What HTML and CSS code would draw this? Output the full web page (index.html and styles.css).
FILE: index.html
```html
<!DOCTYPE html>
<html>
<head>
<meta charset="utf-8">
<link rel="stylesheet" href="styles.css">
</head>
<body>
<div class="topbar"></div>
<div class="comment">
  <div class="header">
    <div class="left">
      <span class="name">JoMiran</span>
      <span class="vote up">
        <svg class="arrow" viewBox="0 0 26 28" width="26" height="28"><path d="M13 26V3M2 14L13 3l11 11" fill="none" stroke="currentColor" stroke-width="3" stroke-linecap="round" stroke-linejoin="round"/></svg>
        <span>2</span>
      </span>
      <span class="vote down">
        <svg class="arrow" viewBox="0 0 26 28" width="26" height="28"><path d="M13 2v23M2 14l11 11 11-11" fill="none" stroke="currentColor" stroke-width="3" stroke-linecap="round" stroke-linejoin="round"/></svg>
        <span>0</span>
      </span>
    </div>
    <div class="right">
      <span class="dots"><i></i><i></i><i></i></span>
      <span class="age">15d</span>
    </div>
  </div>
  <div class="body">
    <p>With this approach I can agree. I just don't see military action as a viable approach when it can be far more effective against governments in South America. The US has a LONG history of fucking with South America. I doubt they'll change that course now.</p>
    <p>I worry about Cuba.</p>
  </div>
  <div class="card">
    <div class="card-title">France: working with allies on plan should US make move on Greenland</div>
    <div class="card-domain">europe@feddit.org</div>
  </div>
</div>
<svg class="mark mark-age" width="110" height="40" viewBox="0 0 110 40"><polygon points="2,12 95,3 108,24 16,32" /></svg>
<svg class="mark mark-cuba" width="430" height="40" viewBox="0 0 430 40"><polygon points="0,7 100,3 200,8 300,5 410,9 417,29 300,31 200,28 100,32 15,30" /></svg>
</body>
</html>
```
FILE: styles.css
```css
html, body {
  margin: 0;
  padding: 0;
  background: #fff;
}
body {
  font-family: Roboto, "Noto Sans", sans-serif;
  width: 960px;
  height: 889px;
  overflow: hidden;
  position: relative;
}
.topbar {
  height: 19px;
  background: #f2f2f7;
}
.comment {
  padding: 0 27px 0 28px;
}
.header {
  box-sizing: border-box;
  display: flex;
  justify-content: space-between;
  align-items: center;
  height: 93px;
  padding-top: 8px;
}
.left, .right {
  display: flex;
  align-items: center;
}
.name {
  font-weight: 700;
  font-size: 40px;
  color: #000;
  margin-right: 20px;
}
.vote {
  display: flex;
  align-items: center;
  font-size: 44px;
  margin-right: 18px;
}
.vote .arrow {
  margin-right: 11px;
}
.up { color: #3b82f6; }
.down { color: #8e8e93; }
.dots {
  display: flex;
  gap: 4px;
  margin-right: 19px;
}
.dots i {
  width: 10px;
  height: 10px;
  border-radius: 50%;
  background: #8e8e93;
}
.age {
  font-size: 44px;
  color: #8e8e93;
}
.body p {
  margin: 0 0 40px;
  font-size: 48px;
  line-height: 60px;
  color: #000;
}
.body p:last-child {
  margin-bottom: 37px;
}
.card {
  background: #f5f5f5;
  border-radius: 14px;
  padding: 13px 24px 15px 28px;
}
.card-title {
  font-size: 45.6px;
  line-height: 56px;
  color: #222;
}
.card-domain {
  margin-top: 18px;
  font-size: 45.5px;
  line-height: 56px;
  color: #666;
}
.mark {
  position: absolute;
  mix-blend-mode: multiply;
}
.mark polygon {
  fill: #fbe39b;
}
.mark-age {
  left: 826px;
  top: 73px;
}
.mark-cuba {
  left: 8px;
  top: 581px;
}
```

::::::

Scan the data for the word "this" and copy every line where it shows up.

- _Output below_:
What HTML and CSS code would draw this? Output the full web page (index.html and styles.css).
    <p>With this approach I can agree. I just don't see military action as a viable approach when it can be far more effective against governments in South America. The US has a LONG history of fucking with South America. I doubt they'll change that course now.</p>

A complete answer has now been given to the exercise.